A commenter on Jezebel wrote that we shouldn’t make the story about race, suggesting that doing so made it harder for white people to care about police brutality. Someone on a Facebook thread I started argued that if I was not trying to protect property from looters, I didn’t have a “stake in the game.”
I understand that it’s easier to invest time and emotion in the news stories that obviously affect one’s own life. When bombs exploded at the finish line of the Boston Marathon, when the city where I lived was in lockdown, I felt unable to turn away from the news. The attack felt really close and personal.
I’ve never been to St. Louis, and I will not have to face this kind of violence, overcome severely lacking schools or warn my children against the police, but I’ve had a hard time looking away from the coverage of Michael Brown’s death and the protests and hurt that followed. Because this story should be personal, too.
I don’t live with the systemic racism that is a large part of this story, so when I turn off the news, I have the privilege of tuning it out.
But that doesn’t mean I should.
We shouldn’t have to narrow the scope of the story in order to solicit outrage, and being white shouldn’t prevent outrage about racism. We should all have a stake in this game.
Michael Brown’s death drove to the surface a lot of anger about a lot of racial injustices, including but by no means limited to, profiling and police brutality. It exposes my country’s darker side, the demons that we have not conquered, the demons we haven’t even really tried to fight because it’s more comfortable to ignore
Yes: “We.” This should be a problem for everyone.
You don’t have to be the victim to be outraged. Get out of your comfort zone. Exercise empathy muscles. Be outraged because it’s unacceptable, not because it could happen to you.
I am outraged because as a Jew I believe that I cannot ignore the oppression of others just because things have gotten easier for my people and my family over the decades. We are asked to always remember that we were once slaves and to treat others accordingly.
I am outraged because I remember how uncomfortable it was to be told before a school field trip that any misbehavior in the museum would reflect badly on all Jews everywhere, and the way that information about Michael Brown has been handled by the police, by some parts of the media, and by the Internet reminds me that black boys and men carry a burden that is similar but many times heavier.

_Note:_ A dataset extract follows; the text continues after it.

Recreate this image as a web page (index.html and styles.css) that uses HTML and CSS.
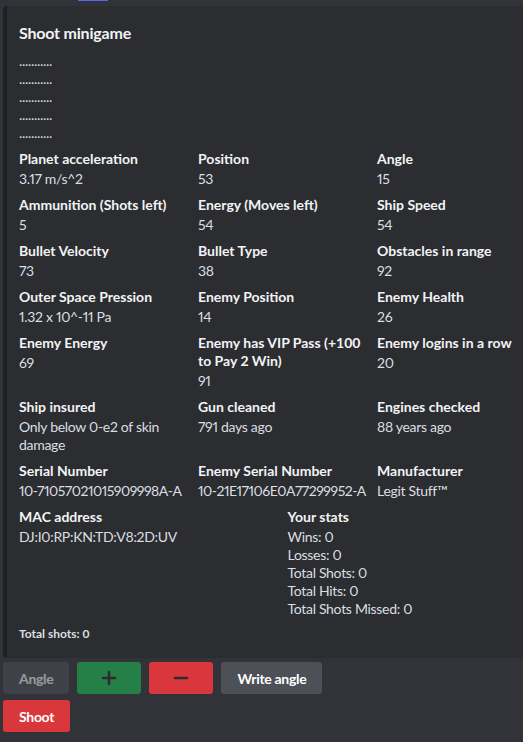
FILE: index.html
```html
<!DOCTYPE html>
<html>
<head>
<meta charset="utf-8">
<link rel="stylesheet" href="styles.css">
</head>
<body>
<div class="topbar"><span class="topbar-accent"></span></div>
<div class="message">
  <article class="embed">
    <div class="embed-title">Shoot minigame</div>
    <div class="embed-desc">
      <div>...........</div>
      <div>...........</div>
      <div>...........</div>
      <div>...........</div>
      <div>...........</div>
    </div>
    <div class="fields">
      <div class="field third"><div class="fname">Planet acceleration</div><div class="fvalue">3.17 m/s^2</div></div>
      <div class="field third"><div class="fname">Position</div><div class="fvalue">53</div></div>
      <div class="field third"><div class="fname">Angle</div><div class="fvalue">15</div></div>

      <div class="field third"><div class="fname">Ammunition (Shots left)</div><div class="fvalue">5</div></div>
      <div class="field third"><div class="fname">Energy (Moves left)</div><div class="fvalue">54</div></div>
      <div class="field third"><div class="fname">Ship Speed</div><div class="fvalue">54</div></div>

      <div class="field third"><div class="fname">Bullet Velocity</div><div class="fvalue">73</div></div>
      <div class="field third"><div class="fname">Bullet Type</div><div class="fvalue">38</div></div>
      <div class="field third"><div class="fname">Obstacles in range</div><div class="fvalue">92</div></div>

      <div class="field third"><div class="fname">Outer Space Pression</div><div class="fvalue">1.32 x 10^-11 Pa</div></div>
      <div class="field third"><div class="fname">Enemy Position</div><div class="fvalue">14</div></div>
      <div class="field third"><div class="fname">Enemy Health</div><div class="fvalue">26</div></div>

      <div class="field third"><div class="fname">Enemy Energy</div><div class="fvalue">69</div></div>
      <div class="field third"><div class="fname">Enemy has VIP Pass (+100 to Pay 2 Win)</div><div class="fvalue">91</div></div>
      <div class="field third"><div class="fname">Enemy logins in a row</div><div class="fvalue">20</div></div>

      <div class="field third"><div class="fname">Ship insured</div><div class="fvalue">Only below 0-e2 of skin damage</div></div>
      <div class="field third"><div class="fname">Gun cleaned</div><div class="fvalue">791 days ago</div></div>
      <div class="field third"><div class="fname">Engines checked</div><div class="fvalue">88 years ago</div></div>

      <div class="field third"><div class="fname">Serial Number</div><div class="fvalue serial">10-71057021015909998A-A</div></div>
      <div class="field third"><div class="fname">Enemy Serial Number</div><div class="fvalue serial">10-21E17106E0A77299952-A</div></div>
      <div class="field third"><div class="fname">Manufacturer</div><div class="fvalue">Legit Stuff™</div></div>

      <div class="field half"><div class="fname">MAC address</div><div class="fvalue">DJ:I0:RP:KN:TD:V8:2D:UV</div></div>
      <div class="field half"><div class="fname">Your stats</div>
        <div class="fvalue">
          <div>Wins: 0</div>
          <div>Losses: 0</div>
          <div>Total Shots: 0</div>
          <div>Total Hits: 0</div>
          <div>Total Shots Missed: 0</div>
        </div>
      </div>
    </div>
    <div class="embed-footer">Total shots: 0</div>
  </article>

  <div class="components">
    <div class="action-row">
      <button class="btn btn-secondary is-disabled">Angle</button>
      <button class="btn btn-success btn-icon" aria-label="plus">
        <svg width="16" height="16" viewBox="0 0 16 16"><path d="M8 2v12M2 8h12" stroke="#2b2d31" stroke-width="2.6" stroke-linecap="round" fill="none"/></svg>
      </button>
      <button class="btn btn-danger btn-icon" aria-label="minus">
        <svg width="16" height="16" viewBox="0 0 16 16"><path d="M2 8h12" stroke="#2b2d31" stroke-width="2.6" stroke-linecap="round" fill="none"/></svg>
      </button>
      <button class="btn btn-secondary">Write angle</button>
    </div>
    <div class="action-row">
      <button class="btn btn-danger">Shoot</button>
    </div>
  </div>
</div>
</body>
</html>
```
FILE: styles.css
```css
html, body {
  margin: 0;
  padding: 0;
}
body {
  background: #313338;
  width: 523px;
  height: 742px;
  overflow: hidden;
  font-family: "Lato", "Noto Sans", sans-serif;
  color: #dbdee1;
}
.topbar {
  height: 6px;
  padding-left: 78px;
}
.topbar-accent {
  display: block;
  width: 30px;
  height: 1px;
  background: #5865f2;
}
.message {
  padding-left: 3px;
}
.embed {
  background: #2b2d31;
  border-left: 4px solid #1e1f22;
  border-radius: 4px;
  padding: 8px 16px 16px 12px;
  box-sizing: border-box;
  width: 561px;
}
.embed-title {
  margin-top: 8px;
  font-size: 16px;
  line-height: 22px;
  font-weight: 700;
  color: #f2f3f5;
  letter-spacing: -0.2px;
}
.embed-desc {
  margin-top: 8px;
  font-size: 14px;
  line-height: 18px;
  letter-spacing: -0.3px;
  color: #dbdee1;
}
.fields {
  margin-top: 8px;
  display: grid;
  grid-template-columns: repeat(6, 1fr);
  gap: 8px;
  width: 529px;
}
.field.third { grid-column: span 2; }
.field.half { grid-column: span 3; }
.fname {
  font-size: 14px;
  line-height: 18px;
  font-weight: 700;
  color: #f2f3f5;
  margin-bottom: 2px;
}
.fvalue {
  font-size: 14px;
  line-height: 18px;
  font-weight: 400;
  letter-spacing: -0.3px;
  font-variant-numeric: proportional-nums;
  color: #dbdee1;
}
.serial {
  white-space: nowrap;
  letter-spacing: -0.5px;
}
.embed-footer {
  margin-top: 8px;
  font-size: 12px;
  line-height: 16px;
  font-weight: 700;
  color: #dbdee1;
}
.components {
  margin-top: 4px;
  display: flex;
  flex-direction: column;
  gap: 6px;
}
.action-row {
  display: flex;
  gap: 8px;
}
.btn {
  height: 32px;
  padding: 0 16px;
  border: 0;
  border-radius: 3px;
  font-family: "Lato", "Noto Sans", sans-serif;
  font-size: 14px;
  font-weight: 700;
  letter-spacing: -0.3px;
  color: #ffffff;
  display: flex;
  align-items: center;
  justify-content: center;
}
.btn-icon { padding: 0 24px; }
.btn-secondary { background: #4e5058; }
.btn-success { background: #248046; }
.btn-danger { background: #da373c; }
.is-disabled { opacity: 0.5; }
```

I am outraged because as a former journalist, I believe that the rights of freedom of press, freedom of speech, freedom of assembly and redress of grievances should not be corralled and must be protected even, and especially, when protecting them calls into question structures of power and the status quo. Even when it’s scary or difficult. I agree with the police who believe it is part of their job to protect these rights, not with the police who believe it is their job to defend against them.
I am outraged because as a white person, I automatically benefit from systems, perceptions and stereotypes that hurt others, and I’m not okay with that.
I am outraged because as an American I want to live in a country that lives up to the values enshrined in the Constitution.
I am outraged because I believe that everyone’s life is enriched when everyone has opportunities that allow them to reach their full potential. I believe that the American Dream should not be reserved for those who do not have to overcome poverty or discrimination.
I am outraged because as a human I believe that skin color should not serve as a barrier for entry, that the poor should not be treated as less-than, that failing students should not be dismissed as net losses.
I am outraged because as a human I understand that teenage deaths are tragedies, whatever the cause.
I am outraged because racism even in its most subtle forms should be considered outrageous. Full stop.